However, the support person should have been more explicit that the OT (original tweeterer ?) is sharing addresses and may want to hide that. The way support person's tweet was phrased is what gave the pitchfork people an opportunity. A perfect example of how not to communicate.
Unfortunately that also distracts from the intent of the OT's post.
i think its a good thing for support to (be told to) err on the side of caution with account information, though some nuance that you could "remove/blur/blackbar information" would be nice.
Probably most HN users know that, of course, if someone buys an Alexa and keeps it in their home, it is going to have a bunch of audio recordings of them. And all of the Whole Foods transactions will be logged as well. And even a silly amount info about how they use the Kindle.
But I don't think most Twitter users know.
I also enjoy that there is a tweet about how to request your data from Amazon, here: https://twitter.com/AlinaUtrata/status/1485196120997478404
Next I wonder if Amazon will badger Twitter to take down the tweet on the basis it has some PII (which I'm not even sure it does, but if it does, it is the users own information. And afaik you can't dox yourself.)
Imagine I found out the library kept a list of titles I borrowed! Or my bank account storing my transactions.
However, this lady seems incredibly smart, hosts a podcast (and newsletter) about many topics (inc. tech). I would personally have the opinion that she would be fully aware of how Alexa works and that Amazon would most likely be storing her data.
I know I shouldn't be blaming her in this instance, and I'm not, I'd just expect her to know better.
This is madness. How is the 'average user' supposed to go through and understand this data? The files inside are also probably a bunch of CSV or XML files as well.
It seems like a completely disingenuous (even nefarious) offer to the 'average user' to have a change to look at all the data these big companies have on them.
Also, machine learning can create shadow profiles for people, even those who don't have a loyalty account. (E.g., a purchase occurs every Friday around 5:30 and buys a specific beer and specific brats...).
This is all obvious stuff to me, but, also, people might not be aware that every interaction - touchpoint - on a big enterprise is recorded.
gently, my take on privacy is that, we will never be able to turn the clock back to 1970; we have to instead reconceptualize privacy in the age of pervasive sousviellance & surveillance.
address + person + timestamp = location history
I don't want to side with Amazon on this, but I genuinely believe there is nothing strange here: Amazon collects all that data, and under GDPR they have to provide all the data they have on your profile. Seems pretty standard. Google provides the same amount of data (or more) if you ask :)
Sure, Amazon's response was probably just a standard text the support team has to use.
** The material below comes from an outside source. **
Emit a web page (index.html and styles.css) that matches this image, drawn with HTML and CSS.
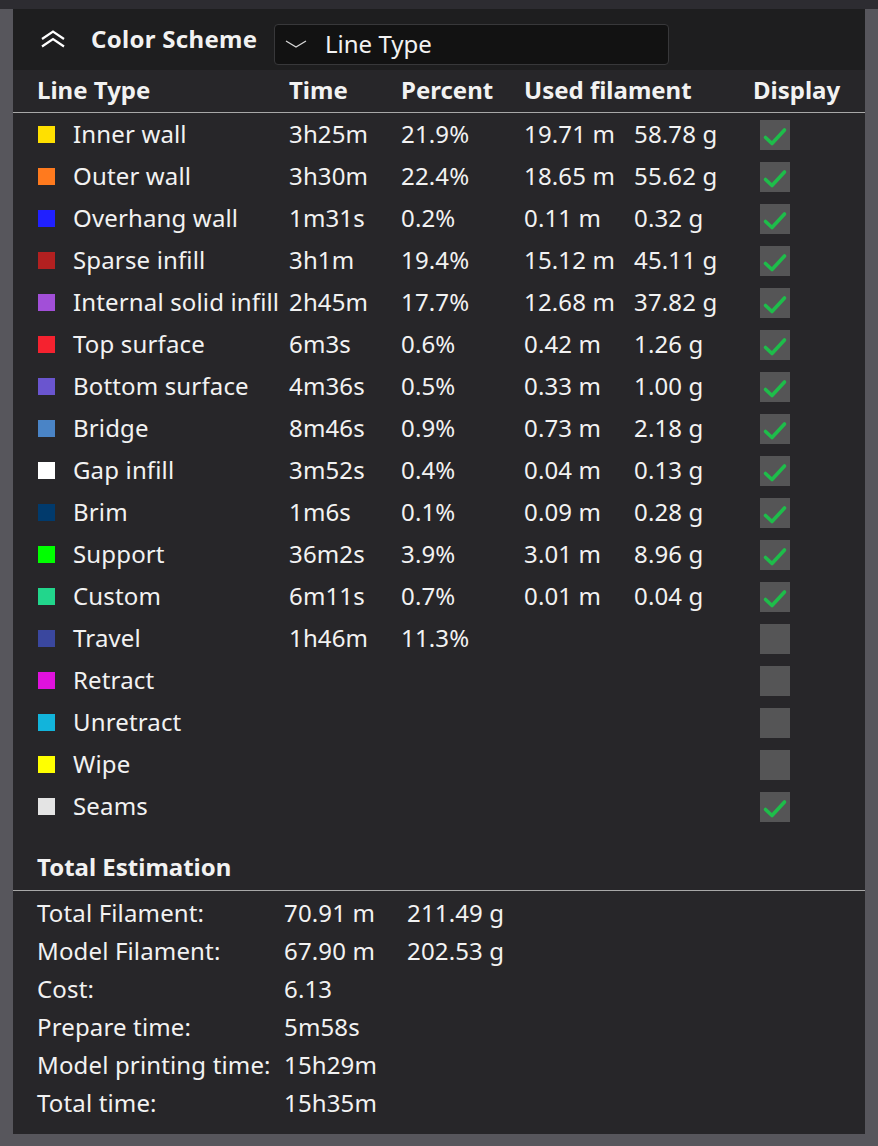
FILE: index.html
```html
<!DOCTYPE html>
<html>
<head>
<meta charset="utf-8">
<link rel="stylesheet" href="styles.css">
</head>
<body>
<div class="topstrip"></div>
<div class="panel">
  <div class="titlebar">
    <svg class="collapse" width="26" height="18" viewBox="0 0 26 18">
      <path d="M2 9 L13 1.5 L24 9 M2 16.5 L13 9 L24 16.5" fill="none" stroke="#fff" stroke-width="2.2" stroke-linejoin="miter"/>
    </svg>
    <span class="title">Color Scheme</span>
    <div class="dropdown">
      <svg class="dd-arrow" width="22" height="8" viewBox="0 0 22 8">
        <path d="M1 1 L11 7 L21 1" fill="none" stroke="#d8d8d8" stroke-width="1.3"/>
      </svg>
      <span>Line Type</span>
    </div>
  </div>

  <div class="table">
    <div class="thead">
      <div>Line Type</div><div>Time</div><div>Percent</div><div class="span2">Used filament</div><div>Display</div>
    </div>
    <div class="rows">
      <div class="row"><div class="name"><i class="sw" style="background:#ffe000"></i>Inner wall</div><div>3h25m</div><div>21.9%</div><div>19.71 m</div><div>58.78 g</div><div><span class="cb"><svg viewBox="0 0 30 30"><path d="M5.5 17.5 L12 23.5 L24.5 10" /></svg></span></div></div>
      <div class="row"><div class="name"><i class="sw" style="background:#ff7a1e"></i>Outer wall</div><div>3h30m</div><div>22.4%</div><div>18.65 m</div><div>55.62 g</div><div><span class="cb"><svg viewBox="0 0 30 30"><path d="M5.5 17.5 L12 23.5 L24.5 10" /></svg></span></div></div>
      <div class="row"><div class="name"><i class="sw" style="background:#2020ff"></i>Overhang wall</div><div>1m31s</div><div>0.2%</div><div>0.11 m</div><div>0.32 g</div><div><span class="cb"><svg viewBox="0 0 30 30"><path d="M5.5 17.5 L12 23.5 L24.5 10" /></svg></span></div></div>
      <div class="row"><div class="name"><i class="sw" style="background:#b22020"></i>Sparse infill</div><div>3h1m</div><div>19.4%</div><div>15.12 m</div><div>45.11 g</div><div><span class="cb"><svg viewBox="0 0 30 30"><path d="M5.5 17.5 L12 23.5 L24.5 10" /></svg></span></div></div>
      <div class="row"><div class="name"><i class="sw" style="background:#a24fd8"></i>Internal solid infill</div><div>2h45m</div><div>17.7%</div><div>12.68 m</div><div>37.82 g</div><div><span class="cb"><svg viewBox="0 0 30 30"><path d="M5.5 17.5 L12 23.5 L24.5 10" /></svg></span></div></div>
      <div class="row"><div class="name"><i class="sw" style="background:#f5222f"></i>Top surface</div><div>6m3s</div><div>0.6%</div><div>0.42 m</div><div>1.26 g</div><div><span class="cb"><svg viewBox="0 0 30 30"><path d="M5.5 17.5 L12 23.5 L24.5 10" /></svg></span></div></div>
      <div class="row"><div class="name"><i class="sw" style="background:#6a55cf"></i>Bottom surface</div><div>4m36s</div><div>0.5%</div><div>0.33 m</div><div>1.00 g</div><div><span class="cb"><svg viewBox="0 0 30 30"><path d="M5.5 17.5 L12 23.5 L24.5 10" /></svg></span></div></div>
      <div class="row"><div class="name"><i class="sw" style="background:#4a84c6"></i>Bridge</div><div>8m46s</div><div>0.9%</div><div>0.73 m</div><div>2.18 g</div><div><span class="cb"><svg viewBox="0 0 30 30"><path d="M5.5 17.5 L12 23.5 L24.5 10" /></svg></span></div></div>
      <div class="row"><div class="name"><i class="sw" style="background:#ffffff"></i>Gap infill</div><div>3m52s</div><div>0.4%</div><div>0.04 m</div><div>0.13 g</div><div><span class="cb"><svg viewBox="0 0 30 30"><path d="M5.5 17.5 L12 23.5 L24.5 10" /></svg></span></div></div>
      <div class="row"><div class="name"><i class="sw" style="background:#013a6c"></i>Brim</div><div>1m6s</div><div>0.1%</div><div>0.09 m</div><div>0.28 g</div><div><span class="cb"><svg viewBox="0 0 30 30"><path d="M5.5 17.5 L12 23.5 L24.5 10" /></svg></span></div></div>
      <div class="row"><div class="name"><i class="sw" style="background:#00ff00"></i>Support</div><div>36m2s</div><div>3.9%</div><div>3.01 m</div><div>8.96 g</div><div><span class="cb"><svg viewBox="0 0 30 30"><path d="M5.5 17.5 L12 23.5 L24.5 10" /></svg></span></div></div>
      <div class="row"><div class="name"><i class="sw" style="background:#22d68c"></i>Custom</div><div>6m11s</div><div>0.7%</div><div>0.01 m</div><div>0.04 g</div><div><span class="cb"><svg viewBox="0 0 30 30"><path d="M5.5 17.5 L12 23.5 L24.5 10" /></svg></span></div></div>
      <div class="row"><div class="name"><i class="sw" style="background:#3a479e"></i>Travel</div><div>1h46m</div><div>11.3%</div><div></div><div></div><div><span class="cb"></span></div></div>
      <div class="row"><div class="name"><i class="sw" style="background:#e011dd"></i>Retract</div><div></div><div></div><div></div><div></div><div><span class="cb"></span></div></div>
      <div class="row"><div class="name"><i class="sw" style="background:#12b4db"></i>Unretract</div><div></div><div></div><div></div><div></div><div><span class="cb"></span></div></div>
      <div class="row"><div class="name"><i class="sw" style="background:#ffff00"></i>Wipe</div><div></div><div></div><div></div><div></div><div><span class="cb"></span></div></div>
      <div class="row"><div class="name"><i class="sw" style="background:#e4e4e4"></i>Seams</div><div></div><div></div><div></div><div></div><div><span class="cb"><svg viewBox="0 0 30 30"><path d="M5.5 17.5 L12 23.5 L24.5 10" /></svg></span></div></div>
    </div>
  </div>

  <div class="section-title">Total Estimation</div>
  <div class="totals">
    <div class="trow"><div>Total Filament:</div><div>70.91 m</div><div>211.49 g</div></div>
    <div class="trow"><div>Model Filament:</div><div>67.90 m</div><div>202.53 g</div></div>
    <div class="trow"><div>Cost:</div><div>6.13</div><div></div></div>
    <div class="trow"><div>Prepare time:</div><div>5m58s</div><div></div></div>
    <div class="trow"><div>Model printing time:</div><div>15h29m</div><div></div></div>
    <div class="trow"><div>Total time:</div><div>15h35m</div><div></div></div>
  </div>
</div>
</body>
</html>
```
FILE: styles.css
```css
* { box-sizing: border-box; }
html, body { margin: 0; padding: 0; }
body {
  width: 878px;
  height: 1146px;
  background: #57565c;
  font-family: "Noto Sans", "Open Sans", sans-serif;
  color: #f2f2f2;
  overflow: hidden;
}
.topstrip { height: 9px; background: #2d2c31; }
.panel {
  margin: 0 13px;
  height: 1125px;
  background: #272629;
  display: flex;
  flex-direction: column;
}
.titlebar {
  height: 61px;
  background: #1e1e1f;
  display: flex;
  align-items: center;
  padding-left: 27px;
}
.collapse { display: block; margin-top: -2px; }
.title {
  font-weight: 700;
  font-size: 24px;
  margin-left: 25px;
  margin-top: -3px;
  width: 166px;
  white-space: nowrap;
  letter-spacing: 0.3px;
}
.dropdown {
  margin-left: 17px;
  margin-top: 9px;
  width: 395px;
  height: 41px;
  background: #121212;
  border: 1px solid #38383a;
  border-radius: 4px;
  display: flex;
  align-items: center;
  padding-left: 10px;
  padding-bottom: 2px;
  font-size: 24px;
}
.dd-arrow { display: block; margin-right: 18px; margin-top: 2px; }

.table { display: flex; flex-direction: column; }
.thead, .row {
  display: grid;
  grid-template-columns: 252px 112px 123px 110px 119px 112px;
  padding-left: 24px;
}
.thead {
  height: 43px;
  align-items: center;
  font-weight: 700;
  font-size: 24px;
  border-bottom: 1px solid #a8a8a8;
  white-space: nowrap;
  padding-bottom: 4px;
}
.thead .span2 { grid-column: span 2; }
.rows { padding-top: 1px; }
.row {
  height: 42px;
  align-items: center;
  font-size: 24px;
  white-space: nowrap;
  letter-spacing: 0.15px;
  padding-bottom: 3px;
}
.name { display: flex; align-items: center; }
.sw {
  display: inline-block;
  flex: none;
  width: 17px;
  height: 17px;
  margin-left: 1px;
  margin-right: 18px;
  margin-top: 2px;
}
.cb {
  display: block;
  width: 30px;
  height: 30px;
  margin-left: 7px;
  margin-top: 2px;
  background: #555556;
}
.cb svg { display: block; width: 30px; height: 30px; }
.cb path {
  fill: none;
  stroke: #1ebd4a;
  stroke-width: 3.6;
  stroke-linecap: round;
  stroke-linejoin: round;
}
.section-title {
  height: 63px;
  padding: 20px 0 0 24px;
  font-weight: 700;
  font-size: 24px;
  line-height: 38px;
  border-bottom: 1px solid #a8a8a8;
}
.totals { padding-top: 3px; }
.trow {
  display: grid;
  grid-template-columns: 247px 123px 1fr;
  padding-left: 24px;
  height: 38px;
  align-items: center;
  font-size: 24px;
  white-space: nowrap;
  letter-spacing: 0.15px;
  padding-bottom: 2px;
}
```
But it can also be interpreted like "here's an arbitrary reason you should delete this tweet about our data collection, and look how easy it is!".
That's what you get when an anti-competitive megacorporation collecting data about everything including how many seconds users looked at a picture wants to look trustworthy.
>Google provides the same amount of data (or more) if you ask :)
Facebook too. And Apple and so on. Doesn't make it a good thing.
Anyways, yes, I stand corrected. Those ywo addresses are related to Whole Foods, not the user's location. My bad!
Does it, though? Where?
So I guess now they is just foolish?